5 Common Investing Myths
5 Common Investing Myths That Keep New Investors Poor (And How to Avoid Them)
Starting your investment journey can feel like walking into a maze. Everywhere you turn, there’s confusing jargon, conflicting advice, and the overwhelming fear of losing money.
Unfortunately, much of the "advice" circulating online isn't advice at all—it's pure myth. These misconceptions are powerful because they prey on fear and impatience, convincing new investors to either stay out of the market entirely or make disastrous, high-risk moves.
At **Khalil Finance Hub**, we’re here to debunk the biggest investing lies. Mastering these five points will put you ahead of 90% of other beginner investors.
Myth #1: You Need to Be Rich to Start Investing
This is the number one reason people never start. They look at mutual funds with high minimums or a single share of a stock priced at hundreds of dollars and assume they have to save up a massive lump sum first.
The rise of apps and fractional shares means you don't buy a whole share; you buy a fraction of one. More importantly, the most powerful force in investing is **time**, thanks to compounding. Investing $50 a month for 30 years beats investing $5,000 once and waiting 10 years to add more.
How to Avoid This Myth:
- Look for brokers that offer **fractional shares** (like Fidelity, Charles Schwab, or many popular apps).
- Set up an **automatic transfer** for a small amount—even $25—to your investment account on every payday.
Myth #2: You Must "Beat the Market"
The media loves stories about day traders making a fortune or fund managers picking the next big stock. This creates the illusion that successful investing means finding the next Amazon or Tesla before anyone else does.
The S&P 500—a collection of 500 of the largest companies in the U.S.—has historically returned about 10% per year before inflation. By investing in **low-cost index funds** that track this benchmark, you automatically get that 10% return without having to do any stock-picking research. Legendary investor Warren Buffett advises most people to do exactly this.
Myth #3: Investing is Too Risky
The image of stock market investing is tied to a casino: high volatility, quick losses, and massive risk. While it’s true that any single stock can crash, the risk level changes completely when you change your **time horizon** and **strategy**.
The stock market always recovers from crashes given enough time. For a young investor, a market crash is actually a great opportunity to buy shares at a discount! Your biggest risk is actually **inflation**—the cost of goods going up—which eats away at cash sitting in a low-interest savings account.

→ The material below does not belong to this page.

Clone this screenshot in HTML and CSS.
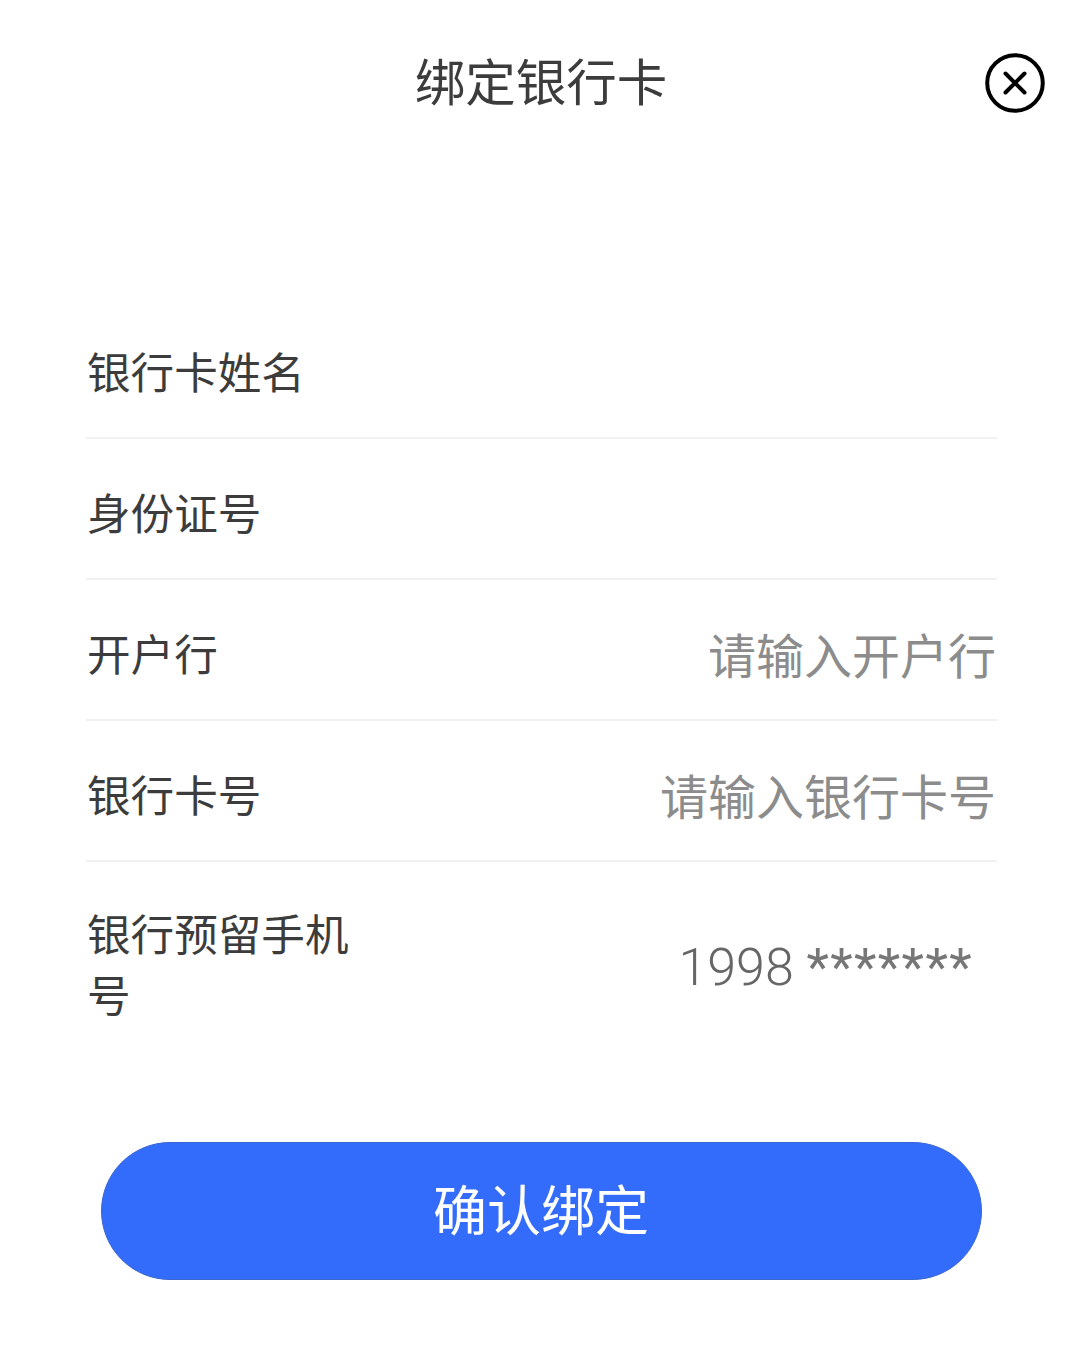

Myth #4: You Should "Time the Market"
This myth says you should wait for the market to drop before you invest, or try to sell your investments right before a crash. It sounds smart, but it's an impossible, and therefore dangerous, game.
The best days in the stock market often follow the worst days. If you're sitting on the sidelines waiting for the perfect dip, you will inevitably miss out on the best gains. The most successful strategy is **Dollar-Cost Averaging (DCA)**: investing a fixed amount of money at regular intervals, regardless of whether the market is up or down.
Myth #5: You Need to Constantly Monitor Your Portfolio
Many new investors check their accounts multiple times a day, stressing over every small fluctuation. This leads to emotional decision-making, like panic-selling during a small dip or FOMO-buying during a small boom.
Unless you are actively day trading (which is not investing), checking your portfolio should be a **quarterly** or **annual** event. Set up your automatic contributions, ensure your funds are diversified, and close the app. The less you check it, the less likely you are to make an emotional mistake.
The Khalil Finance Hub Takeaway
Successful investing isn't about complexity or luck—it's about consistency, patience, and avoiding emotional mistakes. By embracing simple, low-cost **index funds** and committing to **long-term growth**, you strip away the myths and set yourself on the true path to wealth.